2021 single by Baby Keem and Kendrick Lamar

"family ties" (stylized in all lowercase) is a song by American rappers Baby Keem and Kendrick Lamar. The song was released on August 27, 2021, by Columbia Records and pgLang. The song serves as the fourth single from Keem's debut album, The Melodic Blue. The song also serves as Lamar’s first musical release under pgLang, a production company he co-founded in March 2020.

"family ties" marked Lamar's first single and new music since "Pray for Me" with Canadian singer The Weeknd, released in 2018. The song also marks the first official collaboration between Keem and Lamar, who are cousins. The single’s cover art depicts them in a family portrait, which pays homage to the album cover of Lamar's breakout 2012 album Good Kid, M.A.A.D City. The accompanying music video features a cameo from singer Normani and won the 2022 BET Award for Video of the Year. It spent 19 weeks on the Billboard Hot 100, peaking at number 18.

==Accolades==
The song received two nominations at the 2022 Grammy Awards for Best Rap Song and Best Rap Performance, winning the latter award. It also received two nominations for Song of the Year and Video of the Year at the 2022 XXL Awards.

==Music video==
The accompanying music video was directed by Dave Free, and features a cameo from singer Normani, alongside Baby Keem, and Lamar who is billed mid-video as Oklama.

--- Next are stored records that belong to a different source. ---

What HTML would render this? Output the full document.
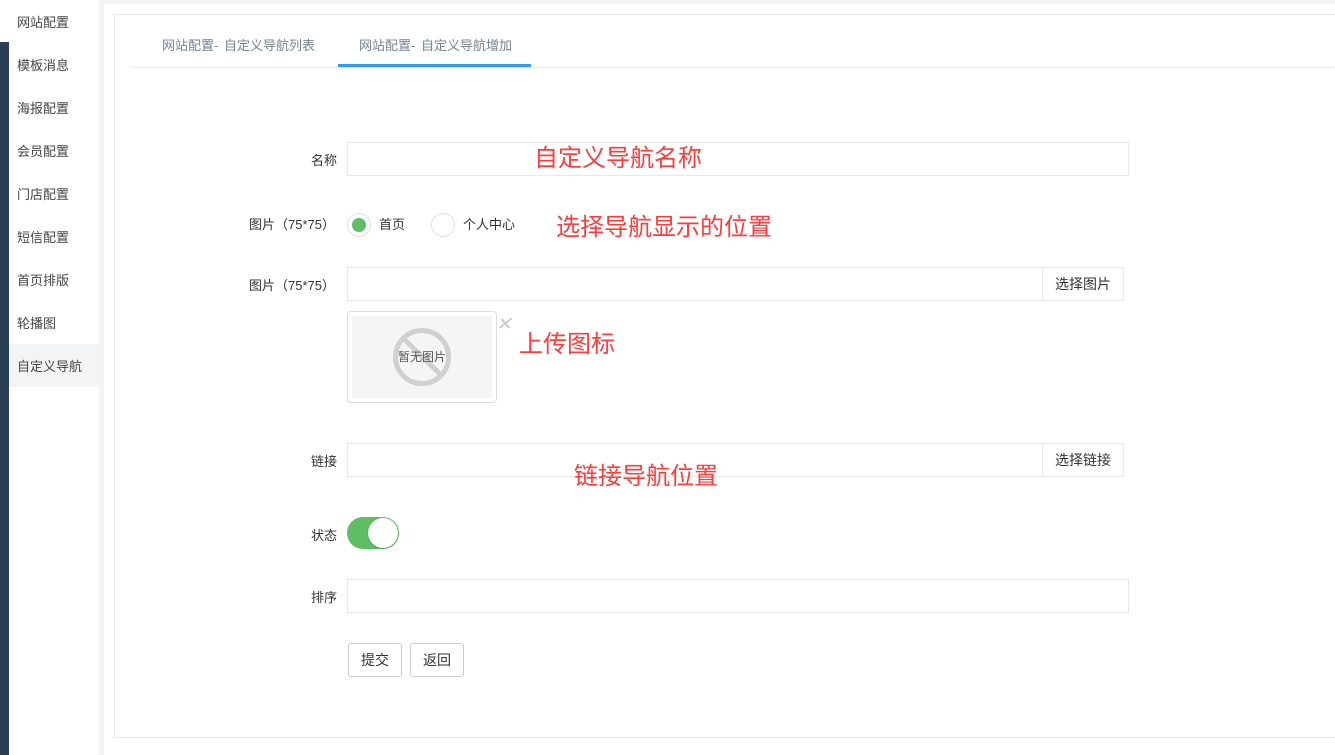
<!DOCTYPE html>
<html lang="zh"><head><meta charset="utf-8"><style>
*{box-sizing:border-box}
html,body{margin:0;padding:0;width:1335px;height:755px;overflow:hidden;background:#f3f3f4;font-family:"Liberation Sans","Noto Sans CJK SC",sans-serif;font-size:13px;color:#333}
.a{position:absolute;white-space:nowrap}
.side{left:0;top:0;width:99px;height:755px;background:#fff}
.dark{left:0;top:42px;width:9px;height:713px;background:#2a3f54}
.m{left:17px;font-size:13px;line-height:18px;color:#444}
.main{left:104px;top:4px;width:1231px;height:751px;background:#fff}
.box{left:114px;top:14px;width:1240px;height:724px;border:1px solid #e7eaf3;background:#fff}
.inp{height:34px;border:1px solid #e8e8e8;background:#fff}
.lab{font-size:13px;line-height:18px;color:#333}
.red{font-size:24px;line-height:32px;color:#ff3b3b}
.btn{height:34px;border:1px solid #ccc;border-radius:3px;background:#fff;text-align:center;line-height:32px;font-size:14px;color:#333}
.add{height:34px;border:1px solid #e8e8e8;background:#fff;text-align:center;line-height:32px;font-size:14px;color:#333}
</style></head><body>
<div class="a side"></div>
<div class="a dark"></div>
<div class="a" style="left:9px;top:344px;width:90px;height:43px;background:#f3f4f6"></div>
<div class="a m" style="top:14px">网站配置</div>
<div class="a m" style="top:57px">模板消息</div>
<div class="a m" style="top:100px">海报配置</div>
<div class="a m" style="top:143px">会员配置</div>
<div class="a m" style="top:186px">门店配置</div>
<div class="a m" style="top:229px">短信配置</div>
<div class="a m" style="top:272px">首页排版</div>
<div class="a m" style="top:315px">轮播图</div>
<div class="a m" style="top:358px">自定义导航</div>
<div class="a main"></div>
<div class="a box"></div>
<div class="a" style="left:132px;top:67px;width:1203px;height:1px;background:#e7eaf3"></div>
<div class="a" style="left:338px;top:64px;width:193px;height:3px;background:#3399ff"></div>
<div class="a" style="left:162px;top:37px;line-height:18px;color:#76838f;word-spacing:2px">网站配置- 自定义导航列表</div>
<div class="a" style="left:359px;top:37px;line-height:18px;color:#76838f;word-spacing:2px">网站配置- 自定义导航增加</div>

<div class="a lab" style="left:311px;top:152px">名称</div>
<div class="a inp" style="left:347px;top:142px;width:782px"></div>
<div class="a red" style="left:534px;top:143px">自定义导航名称</div>

<div class="a lab" style="left:249px;top:216px">图片（75*75）</div>
<div class="a" style="left:347px;top:213px;width:24px;height:24px;border:1px solid #e2e2e2;border-radius:50%;background:#fff"></div>
<div class="a" style="left:352px;top:218px;width:14px;height:14px;border-radius:50%;background:#5fbd65"></div>
<div class="a lab" style="left:379px;top:216px">首页</div>
<div class="a" style="left:431px;top:213px;width:24px;height:24px;border:1px solid #e2e2e2;border-radius:50%;background:#fff"></div>
<div class="a lab" style="left:463px;top:216px">个人中心</div>
<div class="a red" style="left:556px;top:212px">选择导航显示的位置</div>

<div class="a lab" style="left:249px;top:277px">图片（75*75）</div>
<div class="a inp" style="left:347px;top:267px;width:696px"></div>
<div class="a add" style="left:1042px;top:267px;width:82px">选择图片</div>
<div class="a" style="left:347px;top:311px;width:150px;height:92px;border:1px solid #ddd;border-radius:4px;background:#fff"></div>
<div class="a" style="left:352px;top:316px;width:140px;height:82px;background:#f5f5f5"></div>
<svg class="a" style="left:392px;top:327px" width="60" height="60" viewBox="0 0 60 60"><circle cx="30" cy="30" r="26.5" fill="none" stroke="#d0d0d0" stroke-width="5"/><path d="M11 11L50 49" stroke="#d0d0d0" stroke-width="5"/></svg>
<div class="a" style="left:398px;top:348px;font-size:12px;line-height:18px;color:#555">暂无图片</div>
<svg class="a" style="left:498px;top:316px" width="15" height="14" viewBox="0 0 15 14"><path d="M1.5 12L13.5 2.5M3.5 3L11.5 12" stroke="#c8c8c8" stroke-width="1.8"/></svg>
<div class="a red" style="left:519px;top:329px">上传图标</div>

<div class="a lab" style="left:311px;top:453px">链接</div>
<div class="a inp" style="left:347px;top:443px;width:696px"></div>
<div class="a add" style="left:1042px;top:443px;width:82px">选择链接</div>
<div class="a red" style="left:574px;top:461px">链接导航位置</div>

<div class="a lab" style="left:311px;top:527px">状态</div>
<div class="a" style="left:347px;top:517px;width:52px;height:32px;border-radius:16px;background:#5fbd65"></div>
<div class="a" style="left:368px;top:518px;width:30px;height:30px;border-radius:50%;background:#fff;box-shadow:0 1px 2px rgba(0,0,0,.2)"></div>

<div class="a lab" style="left:311px;top:589px">排序</div>
<div class="a inp" style="left:347px;top:579px;width:782px"></div>

<div class="a btn" style="left:348px;top:643px;width:54px">提交</div>
<div class="a btn" style="left:410px;top:643px;width:54px">返回</div>
</body></html>
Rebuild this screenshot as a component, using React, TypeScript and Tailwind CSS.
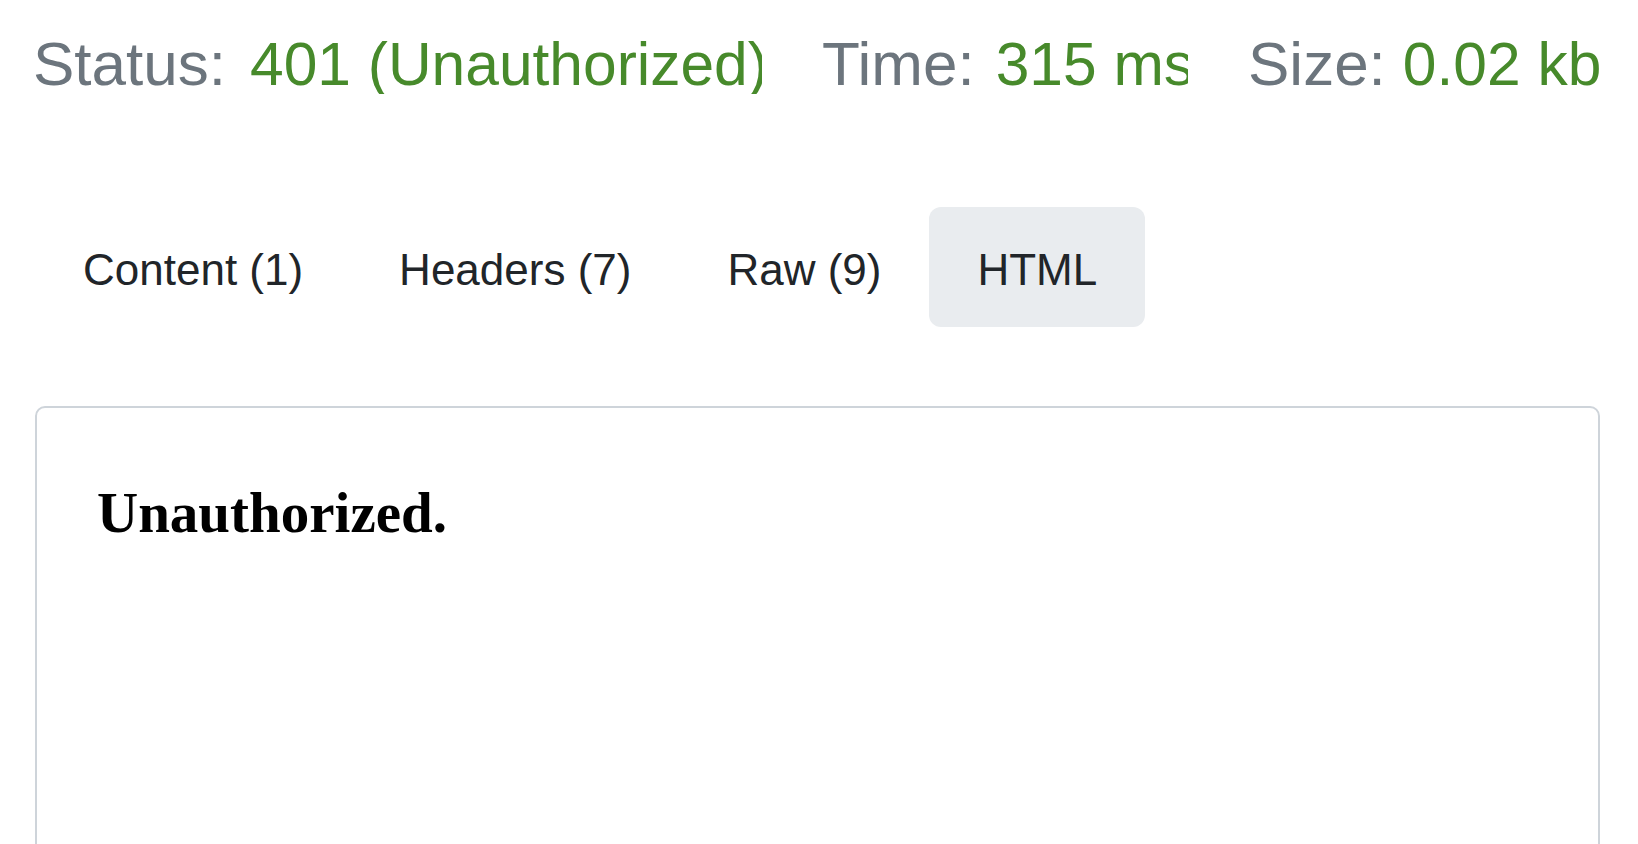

In the first scene, the music video begins with a moshpit of black men, who are wearing black bombers and sunglasses surrounding Keem and Lamar, with the two artists wearing orange attire. Black ballerinas are also featured. In the second scene, Lamar raps about still being relevant in hip-hop despite taking a hiatus. Near the end of the music video, Normani appears in a stretch limo SUV alongside the two rappers, before the rappers make their last proclamations. Throughout the video, clips of different sizes and themes are placed on top of the video, overlapping the ones below them. The video is divided into two "scenes", with scene 1 representing Keem's section, and scene 2 representing Lamar's section.

==Critical reception==
In a review for the track, Pitchfork wrote that "Kendrick's oddball raps and nonsensical flow switches express a newfound creative freedom. His future is his own."

==Awards and nominations==

| Awards | Year | Category | Result | Ref. |
| BET Awards | 2022 | Video of the Year | Won |  |
| Grammy Awards | Best Rap Song | Nominated |  |
| Best Rap Performance | Won |  |

==Charts==
===Weekly charts===

Weekly chart performance for "Family Ties"
| Chart (2021) | Peak position |
|---|---|
| Australia (ARIA) | 44 |
| Canada Hot 100 (Billboard) | 19 |
| Global 200 (Billboard) | 25 |
| Ireland (IRMA) | 32 |
| Lithuania (AGATA) | 43 |
| New Zealand (Recorded Music NZ) | 29 |
| Portugal (AFP) | 65 |
| South Africa (TOSAC) | 18 |
| Sweden Heatseeker (Sverigetopplistan) | 12 |
| UK Singles (Official Charts) | 52 |
| UK Hip Hop/R&B (Official Charts) | 23 |
| US Billboard Hot 100 | 18 |
| US Hot R&B/Hip-Hop Songs (Billboard) | 8 |
| US Rhythmic Airplay (Billboard) | 19 |

===Year-end charts===

2021 year-end chart performance for "Family Ties"
| Chart (2021) | Position |
|---|---|
| US Hot R&B/Hip-Hop Songs (Billboard) | 66 |

2022 year-end chart performance for "Family Ties"
| Chart (2022) | Position |
|---|---|
| US Hot R&B/Hip-Hop Songs (Billboard) | 79 |

==Certifications==

Certifications for "Family Ties"
| Region | Certification | Certified units/sales |
| Canada (Music Canada) | 2× Platinum | 160,000^{‡} |
| Denmark (IFPI Danmark) | Gold | 45,000^{‡} |
| France (SNEP) | Gold | 100,000^{‡} |
| New Zealand (RMNZ) | 2× Platinum | 60,000^{‡} |
| Poland (ZPAV) | Gold | 25,000^{‡} |
| Portugal (AFP) | Platinum | 10,000^{‡} |
| United Kingdom (BPI) | Gold | 400,000^{‡} |
| United States (RIAA) | 5× Platinum | 5,000,000^{‡} |
^{‡} Sales+streaming figures based on certification alone.